I felt elated that somebody finally reeled off all these misgivings, yet here I am, working on my own little list of music from 2014. Beyond pointless ratings and rankings, the absurd pretense of art passing through a critic like some immaterial World-Spirit, do lists still have their use as a prose-shaping framework, an excuse for discussion, a spur to thought? Or am I just a hypocrite? Daniel also asked: “What if my memory of Womack & Womack's 'Teardrops' is tied to a frustrating love affair you really don't wanna know about that unraveled as I listened repeatedly to that song, while yours is bound up with an indie-R&B cover of the song that you heard before the original, which you think is killer but which I find wan and repugnant? Why should my preference matter to you? … Songs aren't simple, and neither are the complex pathways that they travel as they get used, repurposed, covered, remixed, shared, stepped on, passed around, revived, transposed, ignored, adored.”

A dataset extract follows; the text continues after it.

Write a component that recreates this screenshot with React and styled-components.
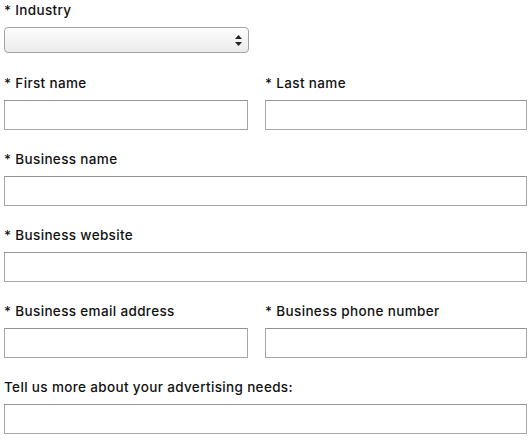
import React from 'react';
import styled, { createGlobalStyle } from 'styled-components';

const Global = createGlobalStyle`
  body {
    margin: 0;
    background: #fff;
    font-family: Inter, "DejaVu Sans", sans-serif;
  }
`;

const Form = styled.form`
  padding: 0 4px;
  width: 523px;
`;

const Row = styled.div`
  display: grid;
  grid-template-columns: ${(p) => (p.split ? '244px 1fr' : '1fr')};
  column-gap: 17px;
  margin-bottom: ${(p) => (p.first ? '20px' : '19px')};
`;

const Field = styled.div`
  display: flex;
  flex-direction: column;
`;

const Label = styled.label`
  font-size: 13.5px;
  line-height: 20px;
  color: #111;
  font-weight: 500;
  margin-bottom: 7px;
  letter-spacing: 0.35px;
`;

const Input = styled.input`
  box-sizing: border-box;
  height: 30px;
  width: 100%;
  border: 1px solid #a6a6a6;
  border-top-color: #949494;
  background: #fff;
  margin: 0;
`;

const SelectBox = styled.div`
  box-sizing: border-box;
  position: relative;
  width: 245px;
  height: 26px;
  border: 1px solid #a3a3a3;
  border-radius: 4px;
  background: linear-gradient(#fdfdfd, #ebebeb);
  box-shadow: inset 0 1px 0 #fff;
`;

const Arrows = styled.svg`
  position: absolute;
  right: 6px;
  top: 7px;
`;

const TextField = ({ label, required }) => (
  <Field>
    <Label>{required ? '* ' : ''}{label}</Label>
    <Input type="text" />
  </Field>
);

export default function App() {
  return (
    <>
      <Global />
      <Form>
        <Row first>
          <Field>
            <Label>* Industry</Label>
            <SelectBox>
              <Arrows width="7" height="11" viewBox="0 0 7 11">
                <path d="M3.5 0 L7 4 L0 4 Z" fill="#222" />
                <path d="M0 7 L7 7 L3.5 11 Z" fill="#222" />
              </Arrows>
            </SelectBox>
          </Field>
        </Row>
        <Row split>
          <TextField required label="First name" />
          <TextField required label="Last name" />
        </Row>
        <Row>
          <TextField required label="Business name" />
        </Row>
        <Row>
          <TextField required label="Business website" />
        </Row>
        <Row split>
          <TextField required label="Business email address" />
          <TextField required label="Business phone number" />
        </Row>
        <Row>
          <TextField label="Tell us more about your advertising needs:" />
        </Row>
      </Form>
    </>
  );
}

These weren’t only rhetorical questions. One album I loved this year happened to be the Soft Pink Truth’s Why Do the Heathen Rage?, where that same Drew Daniel covered some cherished black metal songs as aggressively queer dance music. In its equivocal sense of otherness, his comedy blasphemy paralleled other records from 2014, the Bob Hope to their army. I think of Owen Pallett making certain notes maximally dissonant on In Conflict. I remember Nicki Minaj interpolating “Baby Got Back” and then throwing away the figurative banana. I play Mr Twin Sister’s album again, the one a friend accurately called “smoke weed and listen to Sade shit,” hearing something both louche and consoling. “I am a woman,” Andrea Estella sings, “but inside I’m a man / And I want to be as gay as I can.”
In October I went to see a gallery exhibit celebrating the Richard McGuire comic Here at New York’s Morgan Library. When he published the six-page-long original in the avant-garde anthology RAW, McGuire was best known as the bassist for dance-punk band Liquid Liquid, and with Here he layered polyrhythmic grooves in a different medium. The entire story takes place on the same chunk of New Jersey land, leaping from the 1950s to the Jurassic to pre-Columbian America to a distant future—and then panels multiply inside panels, portholes through time, “a perpetual present tense.” McGuire’s vastly expanded new Here edition seems more reflective than the initial short, despite its planetary scale. In that little chapel of a gallery, I began to wonder what the space looked like 50, 100, 500 years ago, before J. P. Morgan built a castle around his bookshelves.
A day or two later I sat with eyes cinched shut as my friend Mia did our makeup. Brushing eyeshadow onto my brows, she mentioned brand names I only half-recognized: Urban Decay Primer Potion, Bobbi Brown gel liner, Viva Glam lipstick. It took longer than I imagined—a brief inkling of how much time, money, and effort women are expected to spend on beauty. I knew but I didn’t know, you know? Technically the occasion was Halloween, but I didn’t think of the outfit as drag, or even a costume. It was just a look. With an oven-mitt-pink Nanushka Kora sweater and leggings resembling the inside of a wormhole, I aspired towards “androgynous Scandinavian pop star.” At the party later someone said I looked like an astral jockey, which was good enough.
When best-ofs only rehearse some envisioned canon, they spurn every beguiling glance and revelation of convenience. In his list forswearing lists, Drew Daniel wrote: “The practice of picking ‘favourites’ belies the reality of the weird spikes and drops and affairs that blow through our aesthetics, favouring instead the sturdy standbys, the goes-with-everything repeat plays over the one-night stands and vivid comet-like encounters that we have from time to time. But the short duration of one's ardour does not negate the intensity of the investment in the moment, and it's only the projected phantasm of the ‘stable self’ (an illusion) that leads people to edit this stuff out when lists are being fabricated and foisted onto others.”
Although it sometimes adopts the same theoretical stance as Do the Heathen Rage?, the Perfume Genius (a.k.a. Mike Hadreas) album Too Bright never adhered long enough for my own 2014 tally to foist it. But a few weeks ago I was standing in Shoppers Drug Mart, morosely failing to find a certain kind of black cherry lipstick, and recalled Hadreas performing on Letterman earlier this year, a shimmying maquillage of black harness, white suit, and red mouth. In that moment I felt a far stronger resonance than I ever did with his record, connected by the transcendent experience of searching for cheap cosmetics while a PA system blasts Steve Winwood. We smudge our own traces. After visiting that Richard McGuire exhibit at the Morgan Library, I turned a corner and came upon Cy Twombly’s 33-foot-long painting Treatise on the Veil. Suspended across the slate-grey canvas like musical notation, its faint white lines suggested an enormous blackboard, monumental yet ephemeral.